# depersonalization concentration & work



## alexmuzio23 (Sep 16, 2008)

ok so ive had dp for 6 months now and i probably going to have to except the fact that its going to be with me for a while. i willing to except that but the only problem that really bothers me is my concentration levels. i feel disabled to do anything because i cant focus long enough. driving is very difficult. how does one keep job like this ??? ive tried working before with this and got fired because the boss thought i was on drugs. like i said its not really the sensation itself that bothers me but the lack of awareness and concentration that is affecting me to accomplish anything ???


----------



## egodeath (Oct 27, 2008)

Guralnik, Schmeidler, and Simeon (2000) found cognitive deficits in people with DPD. You might want to talk to a psychiatrist about therapy that might enhance your mental performance or stimulant drugs such as dextroamphetamine (Adderall/Dexedrine), methylphenidate (Ritalin), or modafinil (Provigil).

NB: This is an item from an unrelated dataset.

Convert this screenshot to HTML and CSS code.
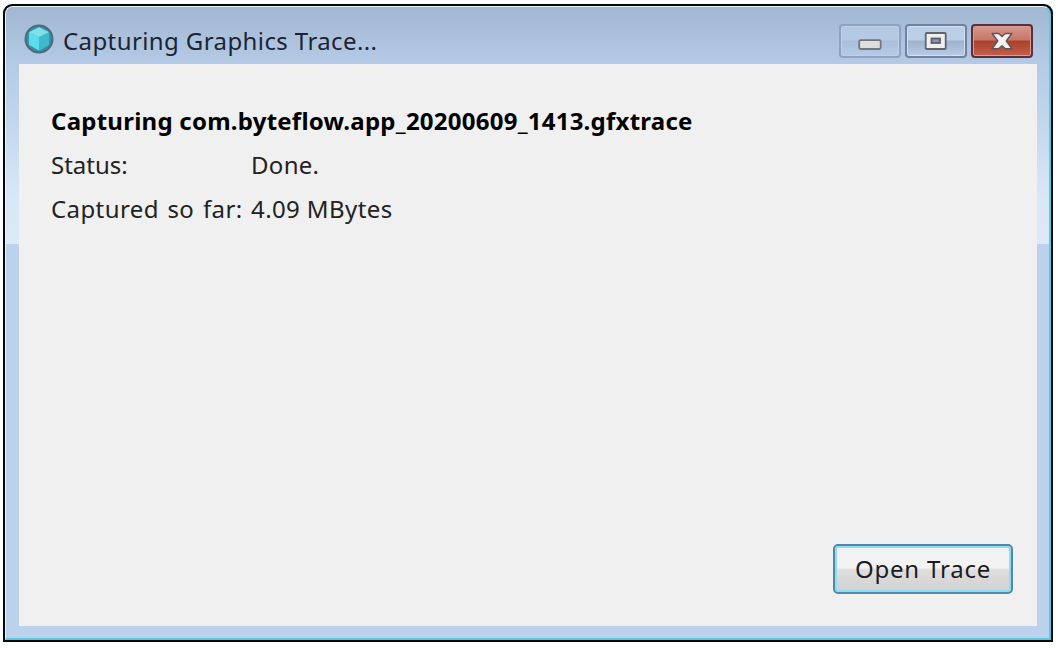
FILE: index.html
```html
<!DOCTYPE html>
<html lang="en">
<head>
<meta charset="utf-8">
<title>Capturing Graphics Trace...</title>
<link rel="stylesheet" href="styles.css">
</head>
<body>
<div class="window">
  <div class="frame">
    <header class="titlebar">
      <svg class="app-icon" viewBox="0 0 30 30">
        <circle cx="15" cy="15" r="13.5" fill="#3990a3" stroke="#4b6c80" stroke-width="2"/>
        <path d="M15 3.2 25 8.2v12.5L15 26.5 5 20.7V8.2z" fill="#42bfd0"/>
        <path d="M15 3.2 25 8.2 15 13 5 8.2z" fill="#7fe0ea"/>
        <path d="M5 8.2 15 13v13.5L5 20.7z" fill="#5bdcea"/>
        <path d="M25 8.2 15 13v13.5l10-5.8z" fill="#3fb9cc"/>
      </svg>
      <span class="title">Capturing Graphics Trace...</span>
      <div class="controls">
        <button class="control minimize" aria-label="Minimize">
          <svg viewBox="0 0 62 34"><rect x="20.2" y="16.2" width="21.5" height="8.8" rx="1.5" fill="#dededc" stroke="#73757f" stroke-width="1.8"/></svg>
        </button>
        <button class="control maximize" aria-label="Maximize">
          <svg viewBox="0 0 62 34"><rect x="20.7" y="9" width="20" height="16" rx="1" fill="#efefef" stroke="#63646e" stroke-width="1.8"/><rect x="26.5" y="14.5" width="8.5" height="4.5" fill="#8994a8" stroke="#5c5e69" stroke-width="1.8"/></svg>
        </button>
        <button class="control close" aria-label="Close">
          <svg viewBox="0 0 62 34"><path d="M21.2 9.5h6.5l3.3 3 3.3-3h6.5l-5.5 7.5 5.7 7.8h-6.6L31 21.7l-3.4 3.1H21l5.7-7.8z" fill="#f5f3f2" stroke="#65535c" stroke-width="1.5" stroke-linejoin="round"/></svg>
        </button>
      </div>
    </header>
    <main class="client">
      <h1 class="heading">Capturing com.byteflow.app_20200609_1413.gfxtrace</h1>
      <dl class="details">
        <dt class="status-label">Status:</dt><dd class="status-value">Done.</dd>
        <dt class="size-label">Captured so far:</dt><dd class="size-value">4.09 MBytes</dd>
      </dl>
      <button class="open">Open Trace</button>
    </main>
  </div>
</div>
</body>
</html>
```
FILE: styles.css
```css
* { box-sizing: border-box; }
body {
  margin: 0;
  padding: 4px 5px 6px 3px;
  background: #fff;
  font-family: "Noto Sans", "Open Sans", sans-serif;
  font-size: 24px;
  color: #222;
}
.window {
  height: 638px;
  padding: 2px;
  background: #050708;
  border-radius: 9px 9px 0 0;
}
.frame {
  height: 634px;
  padding: 0 12px 13px 13px;
  border: 1px solid #e9f3fa;
  border-right: 2px solid #55cce9;
  border-bottom: 2px solid #55c9df;
  border-radius: 8px 8px 0 0;
  background: linear-gradient(#a2b7d1 0, #b5cae6 58px, #c1d5ec 110px, #d9e8f6 190px, #dce9f6 237px, #bcd1eb 237px, #bcd1eb 100%);
}
.titlebar {
  display: flex;
  align-items: flex-start;
  height: 57px;
  padding: 17px 4px 0 5px;
}
.app-icon { width: 30px; height: 30px; }
.title {
  margin-left: 9px;
  line-height: 34px;
  letter-spacing: 0.4px;
  color: #1c2434;
  white-space: nowrap;
}
.controls { display: flex; gap: 4px; margin-left: auto; }
.control {
  width: 62px;
  height: 34px;
  padding: 0;
  border: 2px solid #6e819e;
  border-radius: 4px;
  box-shadow: inset 0 0 0 1px #d0dff1;
  background: linear-gradient(#bdcfe7 0 47%, #9eb2cf 50%, #b8cce5);
}
.control svg { display: block; width: 62px; height: 34px; margin: -2px; }
.minimize { border-color: #8fa2bf; background: linear-gradient(#b5c9e3 0 47%, #aabfdb 50%, #b6cbe6); box-shadow: inset 0 0 0 1px #bfd1e9; }
.close {
  border-color: #56303f;
  box-shadow: inset 0 0 0 1px #dd9c90;
  background: linear-gradient(#d5988b 0, #c67768 47%, #aa3f2c 50%, #c4604a);
}
.client {
  display: flex;
  flex-direction: column;
  height: 562px;
  padding: 35px 24px 32px 32px;
  background: #f0f0f0;
}
.heading {
  margin: 0;
  font-size: 24px;
  line-height: 44px;
  letter-spacing: 0.24px;
  color: #000;
  white-space: nowrap;
}
.details {
  display: grid;
  grid-template-columns: 200px auto;
  grid-auto-rows: 44px;
  margin: 0;
  line-height: 44px;
  white-space: nowrap;
}
.details dd { margin: 0; }
.status-value { letter-spacing: 0.3px; }
.size-label { letter-spacing: 0.4px; word-spacing: 2px; }
.size-value { letter-spacing: 0.4px; }
.open {
  width: 180px;
  height: 50px;
  margin: auto 0 0 auto;
  padding: 0 0 2px;
  border: 2px solid #4f8ba8;
  border-radius: 5px;
  box-shadow: inset 0 0 0 2px #8fdcf3;
  background: linear-gradient(#f3f3f3 0 47%, #dedede 52%, #d1d1d1);
  font: inherit;
  letter-spacing: 0.8px;
  color: #1c1c1c;
}
```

Feeling Unreal: Cognitive Processes in Depersonalization

Orna Guralnik, Psy.D., James Schmeidler, Ph.D., and Daphne Simeon, M.D.
OBJECTIVE: Depersonalization disorder is characterized by a detachment from one?s sense of self and one?s surroundings that leads to considerable distress and impairment yet an intact testing of reality. Depersonalized individuals often report difficulties in perception, concentration, and memory; however, data on their cognitive profiles are lacking. METHOD: Fifteen patients with depersonalization disorder were compared to 15 matched normal comparison subjects on a comprehensive neuropsychological test battery that assessed cognitive function. RESULTS: The subjects with depersonalization disorder showed a distinct cognitive profile. They performed significantly worse than the comparison subjects on certain measures of attention, short-term visual and verbal memory, and spatial reasoning within the context of comparable intellectual abilities. CONCLUSIONS: The authors propose that depersonalization involves alterations in the attentional and perceptual systems, specifically in the ability to effortfully control the focus of attention. These early encoding deficits are hypothesized to have a deleterious effect on the short-term memory system; they manifest as deficits in the ability to take in new information but not in the ability to conceptualize and manipulate previously encoded information.


----------



## jbar41 (Oct 31, 2008)

It sucks man, I know. Thankfully, I have a pretty non-taxing job that is very easy-going as far as hours go. I don't NEED to concentrate all day, every day. That said, I've had some difficulties being at work - afraid of a DP episode or a panic attack, or forgetting where I am. It's distressing, no doubt about it. Best advice I can give is to talk to somebody about it, and be open and honest with them. On top of that, are you doing something you enjoy doing? I'm sure it would be a lot easier for you to "get into" your work if you enjoyed it more.

I feel you on the driving - I drive about 45 minutes each way to work everyday, by myself, and when my brain starts moving at full speed, it can be a very anxious experience. Over time, it's gotten a little better (2 months)...and hopefully it continues to.

Good luck...it'll get better.


----------